Barraco no congresso: parlamentares vão às vias de fato – e nem mulheres escapam
Janones se livrou das suspeitas de rachadinha, mas aceitou as provocações e desafiou os bolsonaristas (Crédito:Lula Marques/ Agência Brasil)

Enquanto ficar no terreno da ironia, os embates não causam mais que gargalhadas, cochichos ou denúncias contra os autores. O problema é que com 46 parlamentares (44 deputados e dois senadores que são policiais ou militares) originários das áreas de segurança, a chamada bancada da bala, que conta com 260 integrantes na frente parlamentar, encabeça a onda de conflitos, sempre de dedo em riste e uma acusação forte na ponta língua.

Quase todos são armamentistas, a maioria com registro de CAC (Colecionador, Atirador e Caçador) e, embora o porte seja proibido nas dependências do Congresso, obviamente estão sempre próximos a armas.

No final do ano passado, alegando necessidade de proteção dos parlamentares, o deputado José Medeiros (PL-MT), que é policial rodoviário federal, apresentou um projeto permitindo a volta do porte de armas no Congresso logo depois de uma briga em que deputado Washington Quaquá (PT-RJ) deu um tapa no rosto de Messias Donato (Republicanos-ES) e chamou o sempre presente em confusões Nikolas Ferreira de “viadinho”.

Barraco no congresso: parlamentares vão às vias de fato – e nem mulheres escapam
Quadro lúcido e equilibrado da esquerda, Erundina não suportou as agressões e foi parar no hospital (Crédito:Divulgação )

Antecedentes

O Congresso tem graves precedentes envolvendo riscos com a liberação do porte de armas.

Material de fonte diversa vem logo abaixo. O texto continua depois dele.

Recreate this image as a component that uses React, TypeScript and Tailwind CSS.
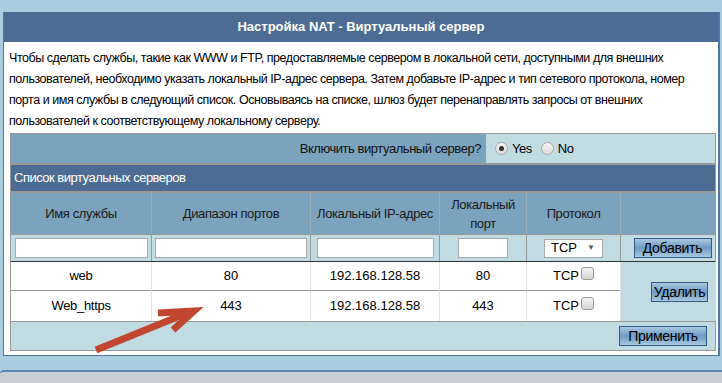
const COLS = 'grid grid-cols-[140px_159px_129px_87px_94px_96px]';

const Radio = ({ checked }: { checked?: boolean }) => (
  <span className="inline-flex items-center justify-center w-[13px] h-[13px] rounded-full border border-[#a7a7a7] bg-gradient-to-b from-[#f4f4f4] to-[#dcdcdc]">
    {checked && <span className="w-[5px] h-[5px] rounded-full bg-[#333]" />}
  </span>
);

const Check = () => (
  <span className="inline-block w-[13px] h-[13px] rounded-[3px] border border-[#9a9a9a] bg-gradient-to-b from-[#f2f2f2] to-[#d6d6d6] -translate-y-[3px]" />
);

const Btn = ({ children, w }: { children: React.ReactNode; w: string }) => (
  <button className={`${w} h-[20px] border border-[#355a86] bg-gradient-to-b from-[#a9c8e0] via-[#6e9ac3] to-[#a9c8e0] text-[14px] leading-none text-black tracking-[-0.3px]`}>
    {children}
  </button>
);

const Field = ({ w }: { w: string }) => (
  <input className={`${w} h-[20px] bg-white border border-[#a9a9a9] outline-none`} />
);

export default function App() {
  const rows = [
    { name: 'web', ports: '80', ip: '192.168.128.58', port: '80' },
    { name: 'Web_https', ports: '443', ip: '192.168.128.58', port: '443' },
  ];

  return (
    <div className="relative w-[722px] h-[383px] overflow-hidden bg-[#a9cedf] font-['Liberation_Sans',Arial,sans-serif] text-[13px] text-black">
      <div className="pt-[12px] pl-[3px]">
        <div className="w-[717px] bg-white border-l border-l-[#5a7396] border-r-2 border-r-[#4f78a8] border-b border-b-[#5a7396]">
          <div className="h-[30px] bg-[#4d6c94] text-white font-bold text-[13px] flex items-center justify-center">
            Настройка NAT - Виртуальный сервер
          </div>

          <p className="pt-[6px] pl-[5px] text-[12.5px] tracking-[-0.45px] leading-[21px] whitespace-nowrap">
            Чтобы сделать службы, такие как WWW и FTP, предоставляемые сервером в локальной сети, доступными для внешних<br />
            пользователей, необходимо указать локальный IP-адрес сервера. Затем добавьте IP-адрес и тип сетевого протокола, номер<br />
            порта и имя службы в следующий список. Основываясь на списке, шлюз будет перенаправлять запросы от внешних<br />
            пользователей к соответствующему локальному серверу.
          </p>

          <div className="ml-[6px] mt-[1px] mb-[4px] w-[706px] border border-[#999]">
            {/* enable */}
            <div className="flex h-[31px] border-b-2 border-[#999] tracking-[-0.45px]">
              <div className="w-[475px] bg-[#7ba3bd] flex items-center justify-end pr-[5px] text-[#111]">
                Включить виртуальный сервер?
              </div>
              <div className="flex-1 bg-[#c1dbe3] flex items-center gap-[4px] pl-[9px]">
                <Radio checked /> <span>Yes</span>
                <span className="w-[1px]" />
                <Radio /> <span>No</span>
              </div>
            </div>

            {/* section */}
            <div className="h-[28px] bg-[#4d6c94] text-white flex items-center pl-[3px] border-b-2 border-[#999] tracking-[-0.5px]">
              Список виртуальных серверов
            </div>

            {/* column titles */}
            <div className={`${COLS} h-[42px] bg-[#7ba3bd] text-[#1a1a1a] text-center leading-[19px] border-b border-[#999] tracking-[-0.4px]`}>
              <div className="flex items-center justify-center">Имя службы</div>
              <div className="flex items-center justify-center border-l border-[#9aaebb]">Диапазон портов</div>
              <div className="flex items-center justify-center border-l border-[#9aaebb]">Локальный IP-адрес</div>
              <div className="flex items-center justify-center border-l border-[#9aaebb]">Локальный<br />порт</div>
              <div className="flex items-center justify-center border-l border-[#9aaebb]">Протокол</div>
              <div className="border-l border-[#9aaebb]" />
            </div>

            {/* input row */}
            <div className={`${COLS} h-[27px] bg-[#c1dbe3] border-b border-[#333]`}>
              <div className="flex items-center justify-center"><Field w="w-[133px]" /></div>
              <div className="flex items-center justify-center border-l border-[#999]"><Field w="w-[152px]" /></div>
              <div className="flex items-center justify-center border-l border-[#999]"><Field w="w-[117px]" /></div>
              <div className="flex items-center justify-center border-l border-[#999]"><Field w="w-[50px]" /></div>
              <div className="flex items-center justify-center border-l border-[#999]">
                <div className="w-[59px] h-[19px] bg-white border border-[#a9a9a9] flex items-center justify-between pl-[6px] pr-[7px] text-[13px]">
                  TCP <span className="text-[8px] text-[#555]">▼</span>
                </div>
              </div>
              <div className="flex items-center justify-center border-l border-[#999] pl-[8px]">
                <Btn w="w-[78px]">Добавить</Btn>
              </div>
            </div>

            {/* data rows */}
            <div className={`${COLS} grid-rows-[29px_30px] border-b border-[#999]`}>
              {rows.map((r, i) => (
                <div key={r.name} className="contents">
                  <div className={`bg-white flex items-center justify-center tracking-[-0.3px] ${i === 0 ? 'border-b border-[#999]' : ''}`}>{r.name}</div>
                  <div className={`bg-white flex items-center justify-center border-l border-[#e2e2e2] ${i === 0 ? 'border-b border-b-[#999]' : ''}`}>{r.ports}</div>
                  <div className={`bg-white flex items-center justify-center border-l border-[#e2e2e2] ${i === 0 ? 'border-b border-b-[#999]' : ''}`}>{r.ip}</div>
                  <div className={`bg-white flex items-center justify-center border-l border-[#e2e2e2] ${i === 0 ? 'border-b border-b-[#999]' : ''}`}>{r.port}</div>
                  <div className={`bg-white flex items-center justify-center gap-[2px] border-l border-[#e2e2e2] ${i === 0 ? 'border-b border-b-[#999]' : ''}`}>
                    <span>TCP</span><Check />
                  </div>
                  {i === 0 && (
                    <div className="row-span-2 bg-[#c1dbe3] border-l border-[#e2e2e2] flex items-center justify-end pr-[8px]">
                      <Btn w="w-[57px]">Удалить</Btn>
                    </div>
                  )}
                </div>
              ))}
            </div>

            {/* apply */}
            <div className="h-[28px] bg-[#c1dbe3] flex items-center justify-end pr-[8px]">
              <Btn w="w-[88px]">Применить</Btn>
            </div>
          </div>
        </div>
      </div>

      <div className="mt-[14px] h-[20px] rounded-tl-[4px] border-t-2 border-[#5a84b4] bg-[#c9cfd3]" />

      <svg className="absolute left-0 top-0 pointer-events-none" width="722" height="383">
        <g stroke="#c0462f" strokeWidth="7" fill="none" strokeLinejoin="miter">
          <line x1="96" y1="350" x2="192" y2="311" />
          <polyline points="158,313 194,311 173,330" />
        </g>
      </svg>
    </div>
  );
}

•  Um dos casos de maior repercussão, marcado como uma das grandes tragédias da política, ocorreu em dezembro de 1963, quando o então senador Arnon de Mello (do PDC, pai do ex-presidente Fernando Collor), depois de uma discussão com o adversário alagoano, Silvestre Peres de Góis Monteiro (PST), sacou um revólver e disparou. Militar, Góis Monteiro se jogou no chão e a bala atingiu mortalmente o jovem senador José Kairala (PSD-AC), que tinha 39 anos.

Dois anos antes, o deputado Tenório Cavalcanti (UDN-RJ) assustava os colegas com a “Lurdinha”, uma metralhadora que carregava na cintura, protegida pela indispensável capa preta. Numa das sessões discursava contra o então presidente do Banco da Bahia, Clemente Mariani, quando foi aparteado pelo colega Antônio Carlos Magalhães, que saiu em defesa do amigo baiano. “Vossa excelência pode dizer isso e mais coisas, mas na verdade é mesmo um protetor do jogo do bicho, porque é um ladrão”. Da tribuna, Tenório sacou a “Lurdinha” e avisou: “Vai morrer agora mesmo!”. ACM desafiou. “Atira filho da puta!”. Por sorte, Tenório foi contido e ACM aumentou a fama de corajoso.

O primeiro assassinato dentro do Congresso ocorreu em 1929, com a morte, a tiros, do deputado pernambucano Manuel de Sousa Filho, praticada pelo colega gaúcho Ildefonso Simões Lopes. Eram tempos de violência política que se imaginou superados.